Thursday, October 16, 2008

My Big Education Idea

As I watch my DVRed version of the 3rd and final presidential debate, I'm coming up with a fantastic idea regarding encouraging success in students and rewarding great teachers. As I think back to my school days, or at least to the days on which I chose to attend, I recall a great deal of apathy from my teachers toward their jobs. I don't think that many of them were there for success. I think that most of them were just there.

McCain and Obama both talked about rewarding good teachers but they didn't really specify how, which makes me believe that neither of them have really been able to outline that detail. Almost every business of which I'm aware revolves around a bottom line of numbers. Guidelines, plans, and mission statements are all fine and dandy, but everything leads to the objective and measurable bottom line.
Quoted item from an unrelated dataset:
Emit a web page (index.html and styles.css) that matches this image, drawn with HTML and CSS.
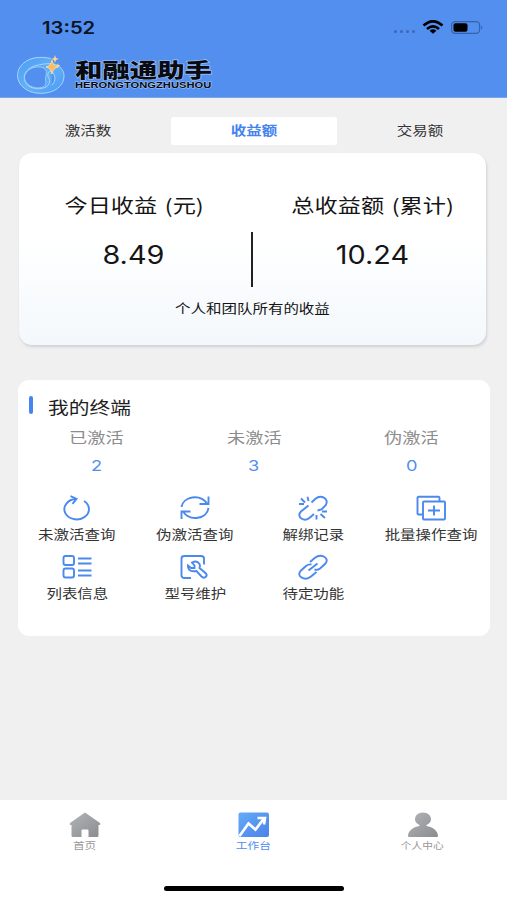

So what is the bottom line for teachers? How can one quantify a "good job" done by a teacher? To me, the end result of a good teacher is the acquired knowledge and understanding of his or her students. Knowledge and understanding is fairly easy to quantify through use of standardized testing.

So here's the solution: Base salaries and raises for math teachers off of the standardized testing scores of their students, and English teachers in turn, and science teachers in turn, etc.

This is a plan that I'm sure most teachers will despise. It's often hard for individuals to accept accountability where it has previously been absent. But I guarantee that a plan that structures teachers' pay based on performance will throw us to the front of the pack on education and will ensure the success of our students.

Wednesday, October 15, 2008

New Toy: Mio C230 GPS

Here's my new toy. I just purchased the Mio C230 GPS for about 100 bucks from CompUSA. If you, my limited but privileged readership, have not yet figured out, I'm a GPS whore. I have been using a combination of an iBlue 747 GPS data logger linked via bluetooth with an HTC TyTn running BeeLineGPS as a display. I hope all that techno name dropping excited someone other than myself.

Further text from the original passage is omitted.